* START DATA SHOWN *
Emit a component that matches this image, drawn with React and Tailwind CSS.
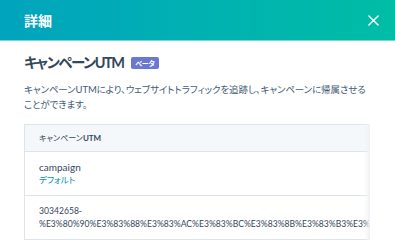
export default function App() {
  const font = { fontFamily: 'Lato, "Noto Sans CJK JP", sans-serif', fontFeatureSettings: '"palt" 1' };
  return (
    <div className="w-[395px] h-[249px] overflow-hidden bg-white text-[#33475b]" style={font}>
      {/* Header */}
      <div className="h-[41px] flex items-center justify-between pl-6 pr-4 bg-gradient-to-r from-[#00a4bd] to-[#00bda5] border-b border-[#7fd1d6]">
        <h1 className="text-[14px] font-bold text-white">詳細</h1>
        <svg width="11" height="11" viewBox="0 0 12 12">
          <path d="M1 1L11 11M11 1L1 11" stroke="white" strokeWidth="1.6" strokeLinecap="round" />
        </svg>
      </div>

      <div className="px-6 pt-[11px]">
        <div className="flex items-center gap-[8px]">
          <h2 className="text-[14.5px] font-bold leading-[22px] tracking-[-1.5px]">キャンペーンUTM</h2>
          <span className="bg-[#6a78d1] text-white text-[7px] font-bold leading-[12px] px-[4px] rounded-[2px] tracking-[-0.3px]">ベータ</span>
        </div>
        <p className="mt-[8px] text-[9.5px] leading-[15px] tracking-[-0.1px] text-[#425b76]">
          キャンペーンUTMにより、ウェブサイトトラフィックを追跡し、キャンペーンに帰属させることができます。
        </p>

        <div className="relative mt-[12px] w-[346px] overflow-hidden">
          <div className="w-[420px] border border-[#dfe3eb]">
            <div className="h-[27px] flex items-center px-[14px] bg-[#f5f8fa] border-b border-[#dfe3eb] text-[8px]">
              キャンペーン<span className="font-bold">UTM</span>
            </div>
            <div className="h-[44px] flex flex-col justify-center px-[14px] border-b border-[#dfe3eb]">
              <div className="text-[10px] leading-[14px]">campaign</div>
              <div className="text-[8.5px] leading-[13px] text-[#0091ae]">デフォルト</div>
            </div>
            <div className="h-[43px] flex flex-col justify-center px-[14px] text-[8.6px] leading-[13px] whitespace-nowrap">
              <div>30342658-</div>
              <div>%E3%80%90%E3%83%88%E3%83%AC%E3%83%BC%E3%83%8B%E3%83%B3%E3%82%B0%E3%80%91</div>
            </div>
          </div>
          <div className="absolute right-0 top-0 bottom-0 w-[6px] bg-gradient-to-r from-transparent to-[#eef2f5]" />
        </div>
      </div>
    </div>
  );
}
* END DATA SHOWN *
Output the data exactly. Pictures don't belong in the result.

Emit a component that matches this image, drawn with React and Tailwind CSS.
export default function App() {
  const font = { fontFamily: 'Lato, "Noto Sans CJK JP", sans-serif', fontFeatureSettings: '"palt" 1' };
  return (
    <div className="w-[395px] h-[249px] overflow-hidden bg-white text-[#33475b]" style={font}>
      {/* Header */}
      <div className="h-[41px] flex items-center justify-between pl-6 pr-4 bg-gradient-to-r from-[#00a4bd] to-[#00bda5] border-b border-[#7fd1d6]">
        <h1 className="text-[14px] font-bold text-white">詳細</h1>
        <svg width="11" height="11" viewBox="0 0 12 12">
          <path d="M1 1L11 11M11 1L1 11" stroke="white" strokeWidth="1.6" strokeLinecap="round" />
        </svg>
      </div>

      <div className="px-6 pt-[11px]">
        <div className="flex items-center gap-[8px]">
          <h2 className="text-[14.5px] font-bold leading-[22px] tracking-[-1.5px]">キャンペーンUTM</h2>
          <span className="bg-[#6a78d1] text-white text-[7px] font-bold leading-[12px] px-[4px] rounded-[2px] tracking-[-0.3px]">ベータ</span>
        </div>
        <p className="mt-[8px] text-[9.5px] leading-[15px] tracking-[-0.1px] text-[#425b76]">
          キャンペーンUTMにより、ウェブサイトトラフィックを追跡し、キャンペーンに帰属させることができます。
        </p>

        <div className="relative mt-[12px] w-[346px] overflow-hidden">
          <div className="w-[420px] border border-[#dfe3eb]">
            <div className="h-[27px] flex items-center px-[14px] bg-[#f5f8fa] border-b border-[#dfe3eb] text-[8px]">
              キャンペーン<span className="font-bold">UTM</span>
            </div>
            <div className="h-[44px] flex flex-col justify-center px-[14px] border-b border-[#dfe3eb]">
              <div className="text-[10px] leading-[14px]">campaign</div>
              <div className="text-[8.5px] leading-[13px] text-[#0091ae]">デフォルト</div>
            </div>
            <div className="h-[43px] flex flex-col justify-center px-[14px] text-[8.6px] leading-[13px] whitespace-nowrap">
              <div>30342658-</div>
              <div>%E3%80%90%E3%83%88%E3%83%AC%E3%83%BC%E3%83%8B%E3%83%B3%E3%82%B0%E3%80%91</div>
            </div>
          </div>
          <div className="absolute right-0 top-0 bottom-0 w-[6px] bg-gradient-to-r from-transparent to-[#eef2f5]" />
        </div>
      </div>
    </div>
  );
}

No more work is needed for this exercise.